La situation
Le septième round de dialogue entre le Futur et le Hezbollah doit se tenir aujourd’hui à Aïn el-Tiné, à l’heure où les discours respectifs de Saad Hariri et Hassan Nasrallah, qui divergent sur le souci sécuritaire, inspirent la quiétude aux autres acteurs politiques, notamment les centristes.
Le principal dossier à l’ordre du jour restera en tout cas le dossier sécuritaire, traité sous les thèmes ambitieux d’une « coopération dans la mise en œuvre des plans sécuritaires au Nord et dans la Békaa », en vue de leur élargissement à Beyrouth et au Liban-Sud. Pour l’instant, cette coopération aura eu pour principal mérite d’assainir les rapports sunnites-chiites au niveau de la base, en misant surtout sur des initiatives symboliques, qui restent cependant de pure forme : le plan sécuritaire de la Békaa, privé de l’élément surprise, a été surtout marqué par la disparition préalable des fugitifs dans le jurd et en Syrie, preuve de la superficialité de la soi-disant coopération.
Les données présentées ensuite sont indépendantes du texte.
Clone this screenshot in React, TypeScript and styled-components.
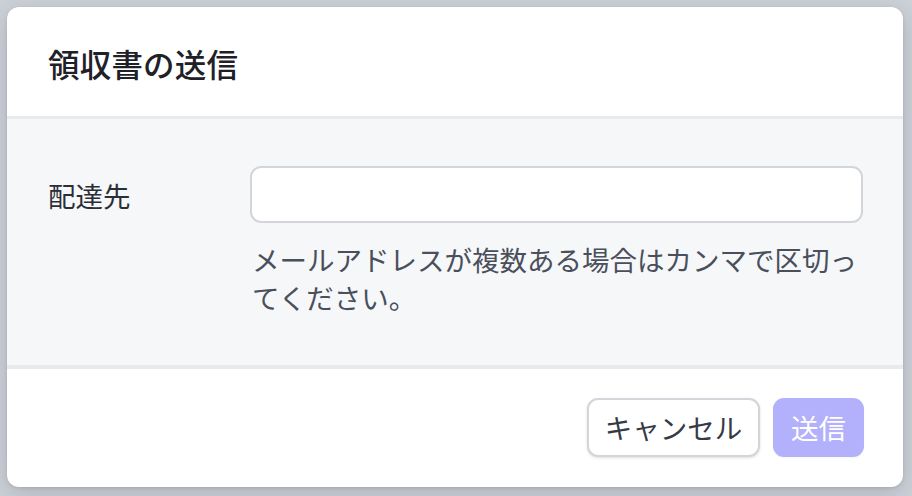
import React from "react";
import styled, { createGlobalStyle } from "styled-components";

const GlobalStyle = createGlobalStyle`
  html, body {
    margin: 0;
    padding: 0;
    background: #cdd1d8;
  }
  body {
    font-family: "Noto Sans CJK JP", "Noto Sans", sans-serif;
  }
  * { box-sizing: border-box; }
`;

const Backdrop = styled.div`
  width: 912px;
  height: 496px;
  padding: 7px 9px 9px 7px;
  background: #cdd1d8;
  overflow: hidden;
`;

const Modal = styled.div`
  width: 896px;
  height: 480px;
  background: #ffffff;
  border-radius: 12px;
  box-shadow: 0 6px 24px rgba(30, 35, 50, 0.18), 0 1px 3px rgba(30, 35, 50, 0.12);
  display: flex;
  flex-direction: column;
  overflow: hidden;
`;

const Header = styled.div`
  height: 112px;
  display: flex;
  align-items: center;
  padding: 0 41px;
  border-bottom: 3px solid #e8eaee;
  flex-shrink: 0;
`;

const Title = styled.h2`
  margin: 0;
  font-size: 31.5px;
  font-weight: 500;
  color: #1f2128;
  letter-spacing: 0.2px;
  padding-top: 2px;
`;

const Body = styled.div`
  flex: 1;
  background: #f6f7f9;
  border-bottom: 4px solid #e8eaee;
  padding: 47px 40px 0 41px;
  display: grid;
  grid-template-columns: 202px 1fr;
  align-content: start;
`;

const Label = styled.div`
  font-size: 27.5px;
  color: #2b2e36;
  height: 57px;
  display: flex;
  align-items: center;
`;

const Field = styled.div`
  display: flex;
  flex-direction: column;
`;

const Input = styled.input`
  height: 57px;
  width: 100%;
  border: 2px solid #d3d5da;
  border-radius: 11px;
  background: #ffffff;
  outline: none;
  font-family: inherit;
  font-size: 24px;
  padding: 0 16px;
`;

const Help = styled.p`
  margin: 17px 0 0 2px;
  font-size: 27.5px;
  line-height: 38px;
  color: #4a4f5c;
`;

const Footer = styled.div`
  height: 118px;
  flex-shrink: 0;
  display: flex;
  align-items: center;
  justify-content: flex-end;
  gap: 13px;
  padding: 0 39px 2px 0;
`;

const Button = styled.button<{ $primary?: boolean }>`
  height: 59px;
  padding: 0 ${(p) => (p.$primary ? "18px" : "15px")};
  border-radius: 11px;
  font-family: inherit;
  font-size: 27.5px;
  cursor: pointer;
  border: ${(p) => (p.$primary ? "none" : "2px solid #d3d5da")};
  background: ${(p) => (p.$primary ? "#b3b0fc" : "#ffffff")};
  color: ${(p) => (p.$primary ? "#ffffff" : "#363a46")};
  box-shadow: ${(p) => (p.$primary ? "0 1px 2px rgba(0,0,0,0.04)" : "0 1px 3px rgba(0,0,0,0.12)")};
  min-width: ${(p) => (p.$primary ? "91px" : "173px")};
`;

export default function App() {
  return (
    <>
      <GlobalStyle />
      <Backdrop>
        <Modal>
          <Header>
            <Title>領収書の送信</Title>
          </Header>
          <Body>
            <Label>配達先</Label>
            <Field>
              <Input type="text" />
              <Help>メールアドレスが複数ある場合はカンマで区切ってください。</Help>
            </Field>
          </Body>
          <Footer>
            <Button>キャンセル</Button>
            <Button $primary>送信</Button>
          </Footer>
        </Modal>
      </Backdrop>
    </>
  );
}
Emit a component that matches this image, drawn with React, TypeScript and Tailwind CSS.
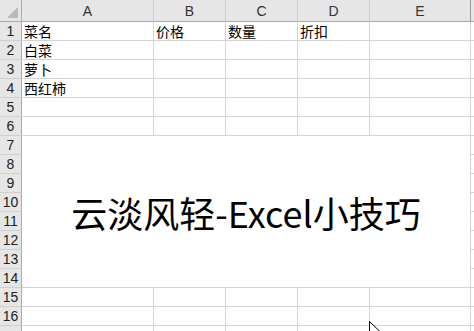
import React from "react";

const cols = ["A", "B", "C", "D", "E"];
const data: Record<number, string[]> = {
  1: ["菜名", "价格", "数量", "折扣", ""],
  2: ["白菜", "", "", "", ""],
  3: ["萝卜", "", "", "", ""],
  4: ["西红柿", "", "", "", ""],
  5: ["", "", "", "", ""],
  6: ["", "", "", "", ""],
  15: ["", "", "", "", ""],
  16: ["", "", "", "", ""],
  17: ["", "", "", "", ""],
};

const cjk = { fontFamily: '"Noto Sans CJK SC", "Noto Sans", sans-serif' };
const num = { fontFamily: '"Liberation Sans", Arial, sans-serif' };

function RowHead({ n }: { n: number }) {
  return (
    <div
      className="bg-[#e6e6e6] border-r border-b border-r-[#ababab] border-b-[#d0d0d0] flex items-end justify-center text-[14px] leading-[17px] text-[#222]"
      style={num}
    >
      {n < 17 ? n : ""}
    </div>
  );
}

function Cell({ text }: { text?: string }) {
  return (
    <div
      className="bg-white border-r border-b border-[#d4d4d4] flex items-end pl-[2px] text-[14px] leading-[18px] text-black whitespace-nowrap overflow-visible"
      style={cjk}
    >
      {text}
    </div>
  );
}

export default function App() {
  const rows: React.ReactNode[] = [];
  for (let r = 1; r <= 17; r++) {
    rows.push(<RowHead key={"h" + r} n={r} />);
    if (r >= 7 && r <= 14) {
      if (r === 7) {
        rows.push(
          <div
            key="merged"
            className="bg-white border-r border-b border-[#d4d4d4] flex items-center justify-center text-[36px] leading-none text-black whitespace-nowrap"
            style={{ ...cjk, gridColumn: "2 / span 5", gridRow: "8 / span 8" }}
          >
            云淡风轻-Excel小技巧
          </div>
        );
      }
      rows.push(
        <div
          key={"f" + r}
          className="bg-white border-b border-[#d4d4d4]"
          style={{ gridColumn: "7", gridRow: String(r + 1) }}
        />
      );
      continue;
    }
    const d = data[r] || ["", "", "", "", ""];
    d.forEach((t, i) => rows.push(<Cell key={r + "-" + i} text={t} />));
    rows.push(<div key={"f" + r} className="bg-white border-b border-[#d4d4d4]" />);
  }

  return (
    <div className="relative w-[474px] h-[331px] overflow-hidden bg-white">
      <div className="grid grid-cols-[22px_132px_72px_72px_72px_101px_20px] grid-rows-[22px_repeat(17,19px)] w-[491px]">
        <div className="bg-[#e6e6e6] border-r border-b border-r-[#ababab] border-b-[#ababab] relative">
          <svg className="absolute left-0 top-0" width="21" height="21" viewBox="0 0 21 21">
            <polygon points="7,18 18,18 18,7" fill="#b8b8b8" />
          </svg>
        </div>
        {cols.map((c, i) => (
          <div
            key={c}
            className={
              "bg-[#e6e6e6] border-b border-r border-b-[#ababab] flex items-end justify-center text-[14px] leading-[19px] text-[#333] " +
              (i === 4 ? "border-r-[#9a9a9a]" : "border-r-[#d0d0d0]")
            }
            style={num}
          >
            {c}
          </div>
        ))}
        <div className="bg-[#e6e6e6] border-b border-b-[#ababab]" />
        {rows}
      </div>
      <svg
        className="absolute left-[369px] top-[321px]"
        width="13"
        height="20"
        viewBox="0 0 13 20"
      >
        <path
          d="M0.5 0.5 L0.5 16.5 L4.5 12.5 L7 18.5 L9.5 17.5 L7 11.5 L12 11.5 Z"
          fill="#fff"
          stroke="#000"
          strokeWidth="1"
        />
      </svg>
    </div>
  );
}
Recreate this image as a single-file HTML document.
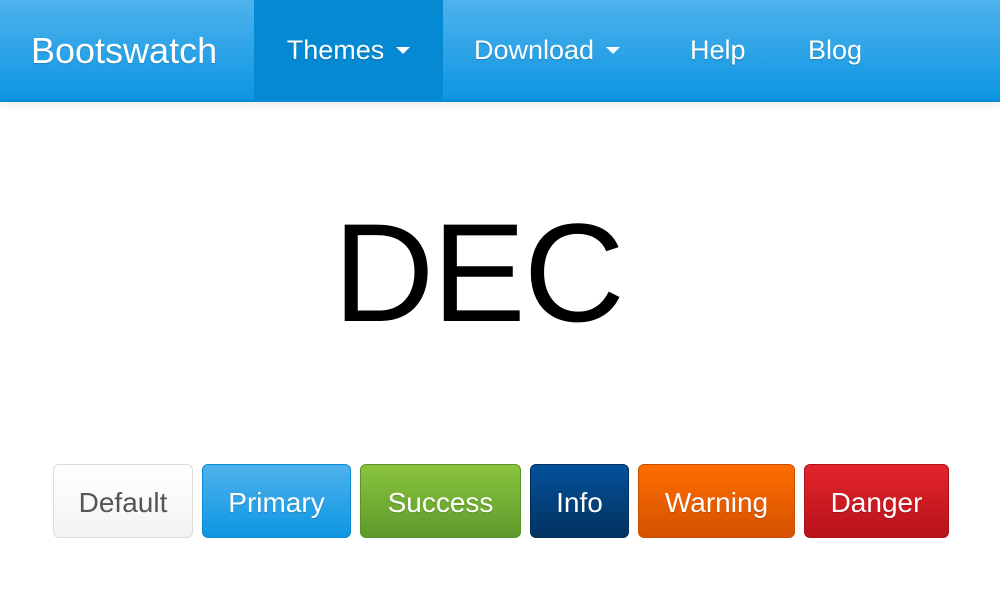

Une autre marque de ce souci de renvoyer seulement une image d’apaisement est la suppression des slogans politiques et électoraux sur l’ensemble du territoire.
Autrement dit, tant que les deux parties sont d’accord sur le principe du maintien de la stabilité, nul besoin d’approfondir les rapports, surtout que les sujets de divergences ont été écartés d’avance de la table de dialogue.
S’il est un terrain animé, en dépit du blocage, c’est celui de la présidentielle, propice à toutes les gesticulations, fussent-elles répétitives ou vaines. Le Hezbollah a fait entendre hier, dans ce cadre, sa voix par le biais du député Nawaf Moussawi. Ce dernier a poussé plus loin l’appui officiel du parti chiite à la candidature du leader du Courant patriotique libre, le général Michel Aoun – comme d’habitude sans le nommer. Il a estimé en substance, sur base des failles de la loi électorale appliquée en 2009, que le schéma du Parlement actuel n’est pas représentatif du poids véritable de chaque partie politique. Selon lui, la conséquence en serait la suivante : la présidentielle ne saurait se fonder sur « le jeu du nombre », mais doit être tranchée par une entente sur un président chrétien fort. Moussawi justifie cette position par le fait de devoir adresser, par ce biais, un message fort indiquant l’attachement à la présence chrétienne en Orient face au terrorisme…
Cette position précède les échanges sur la présidentielle, qui doit ouvrir la voie du second volet du dialogue Hezbollah-Futur aujourd’hui. Mais ce dossier sera traité d’abord sous l’angle de la nécessité de préserver la marche du cabinet Salam, celle-ci étant la seule institution active à l’ombre de la vacance présidentielle et de la paralysie parlementaire. Le cabinet aura un an aujourd’hui. Néanmoins, respect de la coexistence oblige, le dialogue sunnito-chiite devrait préconiser une séparation entre les prérogatives du chef de l’État et celles des ministres, d’une part, et refuser tout usage détourné du mécanisme de l’unanimité dans la prise de décision au sein de l’exécutif, de l’autre. Ces deux considérations pourraient se retrouver dans la formule suivante : une prise de décision par consensus au sein du cabinet, qui exclurait l’exercice exceptionnel des prérogatives présidentielles, idée que défendent certains députés indépendants du 14 Mars. Cet équilibre devrait préserver le prestige de la présidence du conseil sunnite, ébranlée par les abus de « ministres-présidents », tout en empêchant de minimiser la gravité de l’absence – forcée – du président de la République maronite.
Pour ce qui est du dossier présidentiel au sens strict, il est prévu que les scénarios de déblocage proposés soient envisagés dès aujourd’hui par le Hezbollah et le Futur, notamment la proposition avancée par le chef du Rassemblement démocratique, le député Walid Joumblatt, et le président de la Chambre, Nabih Berry, de « rendre à l’échéance présidentielle son envergure nationale, puisque la limiter aux chrétiens risque d’ébranler le rôle fédérateur du chef de l’État ». Toutefois, aucun nom ne sera avancé pour l’instant dans les échanges entre le Hezbollah et le Futur.